For the better part of forty years, official Canada has treated the crown with pointed neglect, if not overt disdain, an attitude the journalist Peter Brimelow has memorably compared to that of "the urchin secretly urinating on some shrub in the hope that it will die." The crown insignia and "royal" designation have been stripped from virtually every national institution, save the RCMP. The media routinely describe supporters of constitutional monarchy -- that is, of the system of government now in effect -- in terms usually reserved for survivors of alien abductions.
The present Prime Minister plainly considers the crown as a sort of appendix, not much use but not worth the pain of taking out.
Asked his views on the subject during a visit to Australia, where the future of the monarchy is a matter of intense debate, Chretien could not actually rouse himself to a defence of the sovereign in whose name he governs, replying only that he already had enough headaches with the separatists.
Yet the public, infuriatingly, refuses to share in the sniggering contempt of its betters. The crowds lining the streets to cheer the Queen this royal visit evidently do not think of the crown as a quaint anachronism or colonial relic.

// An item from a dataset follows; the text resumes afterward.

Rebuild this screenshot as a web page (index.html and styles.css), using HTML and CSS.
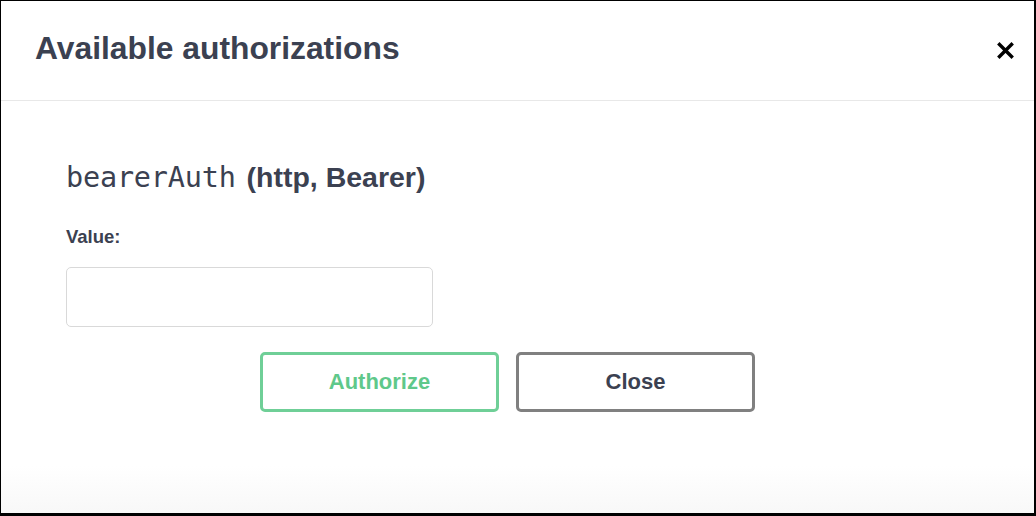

To them, she is ours. In the words of an Innu chief, she is "everybody's Queen," a living symbol of unity -- a unity grounded not in some fictitious national identity, nor in the fragile compacts of statesmen, but in a common allegiance. "A society of allegiance," as the historian W. L. Morton wrote, requires no conformity to a single way of life, but admits "a thousand diversities." Perhaps the public understands better than the elites the significance of owing loyalty to a person, rather than so abstract and bloodless a thing as "the state." Think of it: the whole vast, unblinking apparatus of the modern state, a paper mill of laws and taxes and bureaucratic edicts, and at the top of it sits ... a family. A very real family, what is more, with its share of errant brothers and quarreling in-laws -- not quite just like any other, perhaps, but close enough.
With such vulnerability comes a kind of dignity, such as the Queen has displayed, and when she walks among us -- grave and dutiful and hard at work -- it quickens the sense of allegiance. The Queen is indeed the personification of the state. As such, she is an emblem not only of unity, but of humanism, the notion that government is ultimately not about ideas or abstractions, but about people. Yet as a constitutional monarch, she stands for a government of laws, not of men: as she herself is subject to the rule of law, so are we.
In her limited role, so far removed from the absolute monarchs of old, she reminds us of the hard-won victory of democracy; of continuity, and yet of change. At the same time, the presence of so undemocratic an institution at the heart of our system of government offers an ironic counterpoint to the pretensions of our elected representatives. We may choose a government, but the crown embodies our right to choose.
When the Prime Minister, it is said, bows to the Queen, he bows to us. And of course, he bows with us. The Crown is in this sense a levelling instrument: we are all equal as subjects of the Queen.
If it is easier to feel loyalty to a person than a concept, likewise only a person can reciprocate it: our loyalty the Queen repays with duty. This is, finally, what makes the hereditary aspect of monarchy so essential. It isn't just that the Queen did not seek the office. She had no choice. Who wears the crown demands no answers of the life she was born to, but accepts it in all its mysteries -- as one day, on her death, her successor must as well. Not everything is given to us to understand in this world, but the generations pass, and life goes on. That seems a weightier message than any party platform can deliver.
Loyalty. Unity. The sovereignty of the people.
Equality before the law.
These, too, are part of the motto of the crown, inscribed in codes so subtle that only the people can decipher them.